# Task requirements
Find each line with the word "code" and state how many there are, nothing more.

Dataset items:
▬▬▬▬▬▬▬▬▬▬
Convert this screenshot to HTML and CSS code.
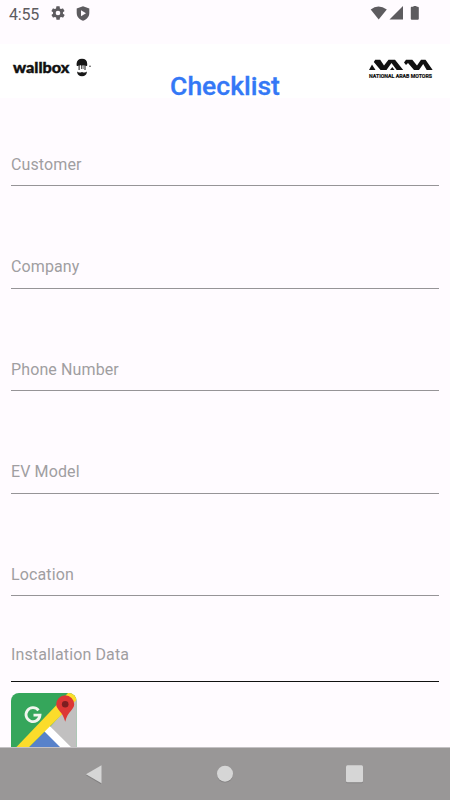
FILE: index.html
```html
<!DOCTYPE html>
<html lang="en">
<head>
<meta charset="utf-8">
<title>Checklist</title>
<link rel="stylesheet" href="styles.css">
</head>
<body>
<div class="screen">
  <div class="status">
    <span class="time">4:55</span>
    <svg class="gear" width="16" height="16" viewBox="0 0 24 24"><path fill="#5d5b5f" d="M19.4 13a7 7 0 0 0 0-2l2.1-1.6a.5.5 0 0 0 .1-.7l-2-3.4a.5.5 0 0 0-.6-.2l-2.5 1a7 7 0 0 0-1.7-1L14.5 2.400a.5.5 0 0 0-.5-.4h-4a.5.5 0 0 0-.5.4l-.4 2.700a7 7 0 0 0-1.7 1l-2.500-1a.5.5 0 0 0-.6.2l-2 3.400a.5.5 0 0 0 .1.700L4.600 11a7 7 0 0 0 0 2l-2.100 1.600a.5.5 0 0 0-.1.700l2 3.400c.1.200.4.300.6.200l2.500-1a7 7 0 0 0 1.700 1l.4 2.700c0 .2.200.4.500.4h4c.3 0 .5-.2.500-.4l.4-2.700a7 7 0 0 0 1.700-1l2.500 1c.2.100.5 0 .6-.2l2-3.400a.5.5 0 0 0-.1-.7zM12 15.500a3.500 3.500 0 1 1 0-7 3.500 3.500 0 0 1 0 7z"/></svg>
    <svg class="shield" width="14" height="15" viewBox="0 0 14 15"><path fill="#5d5b5f" d="M7 .2 13.300 2.600V7c0 3.800-2.600 6.500-6.300 7.800C3.300 13.500.7 10.800.7 7V2.600z"/><path fill="#fffbff" d="M5 4.200v6l5-3z"/></svg>
    <svg class="signals" width="50" height="16" viewBox="0 0 50 16"><g fill="#5d5b5f"><path d="M.7 3.600Q8.200-2.600 16.800 3.600L8.700 13.500z"/><path d="M33 0v13.500H19.500z"/><path d="M41.500.8h2V0h3v.8h1.300q1 0 1 1v11q0 1-1 1h-6q-1 0-1-1v-11q0-1 .7-1z"/></g></svg>
  </div>
  <header class="header">
    <svg class="wallbox" width="82" height="22" viewBox="0 0 82 22">
      <text class="wordmark" x="3" y="14.800" textLength="56.500" lengthAdjust="spacingAndGlyphs">wallbox</text>
      <g fill="#171717"><path d="M66.600 7.500V5.500Q67 .7 72 .7t5.200 5v1.800q-1 1-2 .1-1.500-.8-3.200 0-1.700-.8-3.200 0-1.200.9-2.200-.1z"/><path d="M68.600 7h1v5h-1zM74.500 7h1v5h-1zM71 7h.7v4H71zM72.700 7h.7v4h-.7z"/><path d="M67 13.500q2 1.900 5 .5 3 1.400 5-.5-.5 4.600-5 4.800-4.500-.2-5-4.800z"/><circle cx="80" cy="8.300" r=".7"/></g>
    </svg>
    <h1 class="title">Checklist</h1>
    <svg class="nam" width="66" height="24" viewBox="0 0 66 24">
      <g fill="#111">
        <path d="M1 13 4 7.500 7.500 13z"/>
        <path d="M5.800 5 7.200 2.800h5L16 8.500l4.500-5.700H27L35.200 13H28.700L23.500 6 18.500 13h-6z"/>
        <path d="M22 13 24.300 10 26.500 13z"/>
        <path d="M36 5.500 38 2.800h6.300L49 8.500l4-5.700h4.500L64.700 13h-6l-3.500-6L51 13h-5l-6-7-2 2z"/>
      </g>
      <text class="nam-text" x="1" y="21" textLength="63" lengthAdjust="spacingAndGlyphs">NATIONAL ARAB MOTORS</text>
    </svg>
  </header>
  <main class="form">
    <div class="field first"><span>Customer</span></div>
    <div class="field"><span>Company</span></div>
    <div class="field"><span>Phone Number</span></div>
    <div class="field"><span>EV Model</span></div>
    <div class="field"><span>Location</span></div>
    <div class="field date"><span>Installation Data</span></div>
    <svg class="map" width="66" height="66" viewBox="0 0 66 66">
      <defs><clipPath id="tile"><rect width="65.500" height="66" rx="8"/></clipPath></defs>
      <g clip-path="url(#tile)">
        <path fill="#35a65b" d="M0 0h66v66H0z"/>
        <path fill="#c1c0c0" d="M66 4v62H10z"/>
        <path fill="#5882ca" d="M34.300 38 62 66H6z"/>
        <path fill="#fff" d="m33 38 5.500-5.300L72 66H61z"/>
        <path fill="#fbdc2b" d="M57 0h9v6.500L6 66H-6z"/>
      </g>
      <path fill="none" stroke="#f1f5ee" stroke-width="2.800" d="M27.500 17.300A7 7 0 1 0 29 22.200h-6.500"/>
      <path fill="#dd3735" d="M54.200 2.300a9 9 0 0 1 9 9c0 5.500-6.500 7-9 17.500-2.500-10.500-9-12-9-17.500a9 9 0 0 1 9-9z"/>
      <circle cx="54.200" cy="11.300" r="3.300" fill="#7d1e20"/>
    </svg>
  </main>
  <nav class="nav">
    <svg width="450" height="52" viewBox="0 0 450 52"><g fill="#828081"><path d="m86 27.200 15-9v18z"/><circle cx="225" cy="26.500" r="8"/><rect x="346" y="18.300" width="17" height="17" rx="1.500"/></g><g fill="#d6d6d6"><path d="m86 26.200 15.500-9v18z"/><circle cx="225" cy="25.700" r="8"/><rect x="346" y="17.300" width="17" height="17" rx="1.500"/></g></svg>
  </nav>
</div>
</body>
</html>
```
FILE: styles.css
```css
* { box-sizing: border-box; }
body { margin: 0; font-family: Roboto, "Liberation Sans", sans-serif; }
svg { display: block; flex: none; }
.screen { width: 450px; height: 800px; display: flex; flex-direction: column; overflow: hidden; background: #fffbff; }
.status { height: 44px; flex: none; display: flex; align-items: flex-start; padding: 6px 30px 0 9px; }
.time { width: 41px; font-size: 16px; line-height: 17px; color: #5d5b5f; letter-spacing: -0.2px; }
.gear { margin-top: -1px; }
.shield { margin-left: 10px; }
.signals { margin-left: auto; }
.header { height: 54px; flex: none; display: grid; grid-template-columns: 1fr auto 1fr; padding: 0 16px 0 10px; background: #fff; }
.wallbox { margin-top: 14px; }
.wordmark { font: 900 15px Lato, sans-serif; fill: #111; stroke: #111; stroke-width: .4px; }
.title { margin: 27px 0 0 6px; font-size: 26.500px; line-height: 30px; font-weight: 500; color: #3478f6; -webkit-text-stroke: .3px #3478f6; }
.nam { margin-top: 13px; justify-self: end; overflow: visible; }
.nam-text { font: 700 5.500px Roboto, sans-serif; fill: #111; stroke: #111; stroke-width: .2px; }
.form { flex: 1; min-height: 0; overflow: hidden; padding: 0 11px; }
.field { height: 102.500px; display: flex; align-items: flex-end; padding-bottom: 10.500px; border-bottom: 1px solid #969497; font-size: 16px; line-height: 20px; letter-spacing: .12px; color: #a09ea1; }
.field.first { height: 88px; padding-bottom: 10px; }
.field.date { height: 86px; padding-bottom: 16px; border-color: #111; }
.map { margin-top: 11px; }
.nav { height: 53px; flex: none; background: #999797; border-top: 1px solid #c4c1c4; }
```
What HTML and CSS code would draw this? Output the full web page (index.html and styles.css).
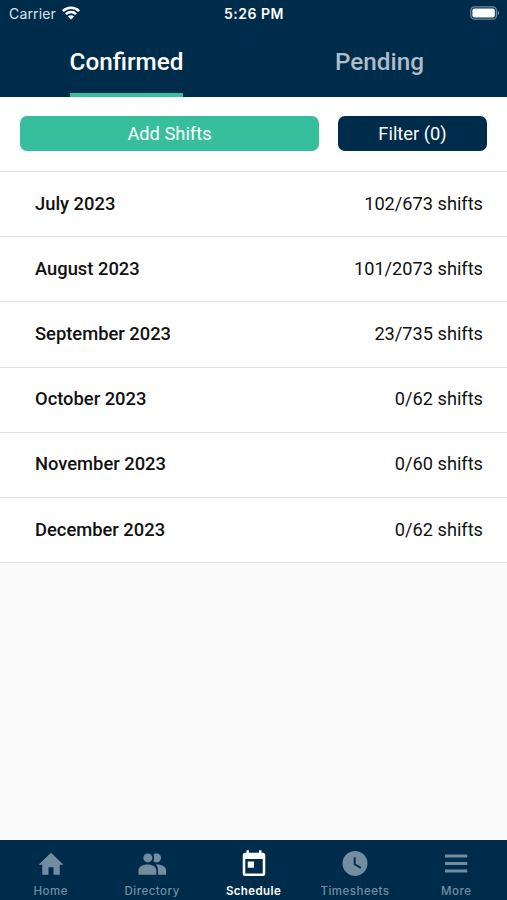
FILE: index.html
```html
<!DOCTYPE html>
<html lang="en">
<head>
<meta charset="utf-8">
<title>Schedule</title>
<link rel="stylesheet" href="styles.css">
</head>
<body>
<div class="app">
  <header class="header">
    <div class="status">
      <div class="carrier"><span>Carrier</span>
        <svg class="wifi" viewBox="0 0 18 14" fill="none" stroke="#fff" stroke-width="2.5"><path d="M.9 5.1a11.5 11.5 0 0 1 16.2 0M3.9 8.2a7.2 7.2 0 0 1 10.2 0"/><path d="M9 13.6 5.9 10.5a4.4 4.4 0 0 1 6.2 0z" fill="#fff" stroke="none"/></svg>
      </div>
      <time class="clock">5:26 PM</time>
      <svg class="battery" viewBox="0 0 30 14"><rect x=".8" y=".8" width="25.6" height="12.4" rx="3.6" fill="none" stroke="#6f889b" stroke-width="1.3"/><rect x="2.4" y="2.4" width="22.4" height="9.2" rx="2" fill="#fff"/><path d="M27.8 4.8v4.4c2-.8 2-3.6 0-4.4z" fill="#6f889b"/></svg>
    </div>
    <nav class="tabs">
      <div class="tab active"><span>Confirmed</span></div>
      <div class="tab"><span>Pending</span></div>
    </nav>
  </header>
  <div class="actions">
    <button class="button add">Add Shifts</button>
    <button class="button filter">Filter (0)</button>
  </div>
  <main class="months">
    <div class="row"><b>July 2023</b><span>102/673 shifts</span></div>
    <div class="row"><b>August 2023</b><span>101/2073 shifts</span></div>
    <div class="row"><b>September 2023</b><span>23/735 shifts</span></div>
    <div class="row"><b>October 2023</b><span>0/62 shifts</span></div>
    <div class="row"><b>November 2023</b><span>0/60 shifts</span></div>
    <div class="row"><b>December 2023</b><span>0/62 shifts</span></div>
  </main>
  <nav class="bottom">
    <div class="item"><svg viewBox="0 0 24 24"><path d="M10 20.500v-6h4v6h5v-8h3L12 3 2 12.500h3v8z"/></svg><span>Home</span></div>
    <div class="item"><svg viewBox="0 0 24 24"><circle cx="8.700" cy="7.100" r="3.600"/><path d="M13.200 4.500a3.600 3.600 0 1 1 0 5.200c.6-1.600.6-3.600 0-5.200zM1.200 20.500v-3.300c0-3.200 3.200-4.900 7.200-4.900s7.100 1.700 7.100 4.900v3.300zM15 12.400c4.600-.5 8.300 1.400 8.300 4.800v3.300h-6.500v-3.300c0-2-.5-3.600-1.800-4.800z"/></svg><span>Directory</span></div>
    <div class="item selected"><svg viewBox="0 0 24 24"><path d="M7 10h5v5H7zM19 19.500H5V8h14zm0-16.500h-1V1h-2v2H8V1H6v2H5a2 2 0 0 0-2 2v14.500a2 2 0 0 0 2 2h14a2 2 0 0 0 2-2V5a2 2 0 0 0-2-2z"/></svg><span>Schedule</span></div>
    <div class="item"><svg viewBox="0 0 24 24"><path d="M12 1.500a10 10 0 1 0 0 20 10 10 0 0 0 0-20zm4.200 14.200L11 12.500v-6h1.500v5.200l4.500 2.700z"/></svg><span>Timesheets</span></div>
    <div class="item"><svg viewBox="0 0 24 24"><path d="M3.200 4.300h17.800v2.400H3.200zm0 6h17.800v2.400H3.200zm0 6h17.800v2.400H3.200z"/></svg><span>More</span></div>
  </nav>
</div>
</body>
</html>
```
FILE: styles.css
```css
* { box-sizing: border-box; }
body { margin: 0; font-family: Roboto, sans-serif; background: #fafafa; color: #111; }
.app { height: 900px; display: flex; flex-direction: column; overflow: hidden; }
.header { height: 97px; background: #002c4b; color: #fff; display: flex; flex-direction: column; }
.status { height: 27px; display: grid; grid-template-columns: 1fr auto 1fr; align-items: center; padding: 0 7px 0 9px; font-family: Inter, sans-serif; }
.carrier { display: flex; align-items: center; gap: 6px; font-size: 14px; letter-spacing: .15px; color: #dbe3e9; }
.wifi { width: 18px; height: 14px; margin-top: -1px; }
.clock { font-size: 14px; font-weight: 600; letter-spacing: .5px; margin-right: 1px; }
.battery { width: 30px; height: 14px; justify-self: end; margin-top: -1px; }
.tabs { flex: 1; display: flex; padding-right: 1px; }
.tab { flex: 1; display: flex; justify-content: center; font-size: 24.300px; font-weight: 500; color: #adbcc8; }
.tab span { display: block; line-height: 69px; height: 70px; }
.tab.active { color: #fff; }
.tab.active span { border-bottom: 4px solid #37bf9d; }
.actions { height: 74px; padding: 19px 20px 0; display: flex; gap: 19px; align-items: flex-start; background: #fff; }
.button { height: 35px; border: 0; border-radius: 7px; padding: 1px 0 0; color: #fff; font: 400 18.300px/34px Roboto, sans-serif; }
.add { flex: 1; background: #37bf9d; }
.filter { width: 149px; background: #002c4b; }
.months { border-top: 1px solid #e5e5e5; background: #fff; }
.row { height: 65.200px; border-bottom: 1px solid #e2e2e2; padding: 0 24px 2px 35px; display: flex; align-items: center; justify-content: space-between; font-size: 18.200px; }
.row b { font-weight: 500; font-size: 18.350px; }
.bottom { margin-top: auto; height: 60px; background: #002c4b; display: flex; }
.item { flex: 1; display: flex; flex-direction: column; align-items: center; padding-top: 9px; color: #728ca0; font: 500 11.500px/14px Inter, sans-serif; letter-spacing: .5px; }
.item svg { width: 30px; height: 30px; fill: currentColor; }
.item span { margin-top: 5px; }
.selected { color: #fff; font-weight: 600; letter-spacing: .4px; }
```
▬▬▬▬▬▬▬▬▬▬
# Reply to the task
2